Eserleri. 1. Divan. Divan edebiyatı nazım şekillerinin hemen hepsini kullanan Şeyh Müştâk’ın divanında 251’i aşkın gazel, sekiz kaside, altı mesnevi, 246 müfred ve diğer nazım şekilleriyle birlikte 605 Türkçe, altmış civarında Farsça şiir bulunmaktadır. Divanda her harfin ilk şiirinin münâcât veya na‘t olması dikkat çekmektedir.

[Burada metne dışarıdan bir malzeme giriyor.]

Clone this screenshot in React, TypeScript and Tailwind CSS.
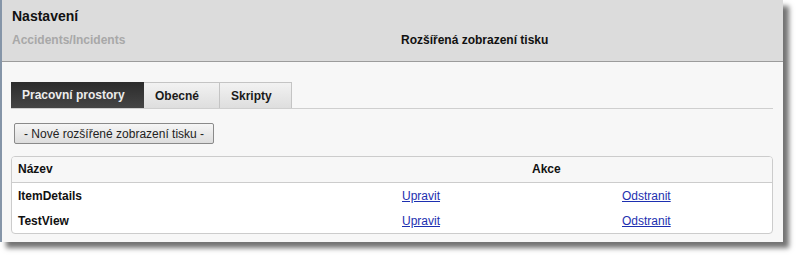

Üç yazma nüshası tesbit edilen divan (Millet Ktp., Ali Emîrî Efendi, Manzum, nr. 403, 404; İÜ Ktp., TY, nr. 3821) basılmıştır (İstanbul 1264). Matbu divan 500 Türkçe, elli beş Farsça şiir ihtiva etmektedir. Divandaki Türkçe şiirler matbu nüsha esas alınarak Mehmed Kemal Gündoğdu tarafından yayımlanmıştır (Müştâk Baba, Divan, İstanbul 1997). Ahmet Doğan, Müştak Türkçe Şiirlerinde Divan ve Tasavvufî Unsurlar adlı bir doktora çalışması yapmıştır (1992, Gazi Üniversitesi Sosyal Bilimler Enstitüsü). 2. Âsârü’l-Müştâk esrârü’l-uşşâk. Bir çeşit aile tarihi veya hâtırat niteliğindeki eser (Süleymaniye Ktp., Hacı Mahmud Efendi, nr. 2421) M. Kemal Gündoğdu - Azmi Gündoğdu’nun Şems-i Bitlisî adlı çalışmalarında (Ankara 1992) özetlenmiştir. Şeyh Müştâk’ın Mektûbât-ı Kimyâ-yı Müştâk ve Farsça Bahârnâme adlı iki eseri daha bulunduğu kaydedilmekteyse de (Osmanlı Müellifleri, II, 420-421; Hüseyin Vassâf, Risâle-i Müştâkıyye, vr. 9a) bunların nüshalarına henüz rastlanmamıştır.

BİBLİYOGRAFYA:

Müştâk Baba, Divan (haz. Mehmed Kemal Gündoğdu), İstanbul 1997, hazırlayanın girişi, s. 7-75; Fatîn, Tezkire, s. 375-376; Osmanlı Müellifleri, II, 420-421; Hüseyin Vassâf, Sefîne-i Evliyâ (haz. Mehmet Akkuş - Ali Yılmaz), İstanbul 2006, I, 155-170; a.mlf., Risâle-i Müştâkıyye, Süleymaniye Ktp., Yazma Bağışlar, nr. 2320; Suphi Menteş, Dîvân-ı Müştâk Baba: Hayatı ve Eserleri (nşr. Mustafa Özkul), İstanbul 1972; Mâhir İz, Yılların İzi, İstanbul 1975, s. 136-137; Yeni Türk Edebiyatı Antolojisi (haz. Mehmet Kaplan v.dğr.), İstanbul 1977, I, 418-421; Halûk Nurbaki, Türkistan’dan Türkiye’ye Anadolu Mucizesi, İstanbul 1990, s. 68-69; Ahmet Doğan, Müştak Baba: Hayatı ve Edebî Şahsiyeti, Ankara 1995; Kemal Yavuz, “Müştak Baba ve Na‘tları”, İlmî Araştırmalar, sy. 5, İstanbul 1997, s. 259-277; Murat Bardakçı, “İthal Malı Nostradamus’u Bırak Yerli Malı Müştak Baba’ya Bak”, Hürriyet Gazetesi, İstanbul 17 Nisan 2005; Nihat Azamat, “Kādiriyye”, DİA, XXIV, 134.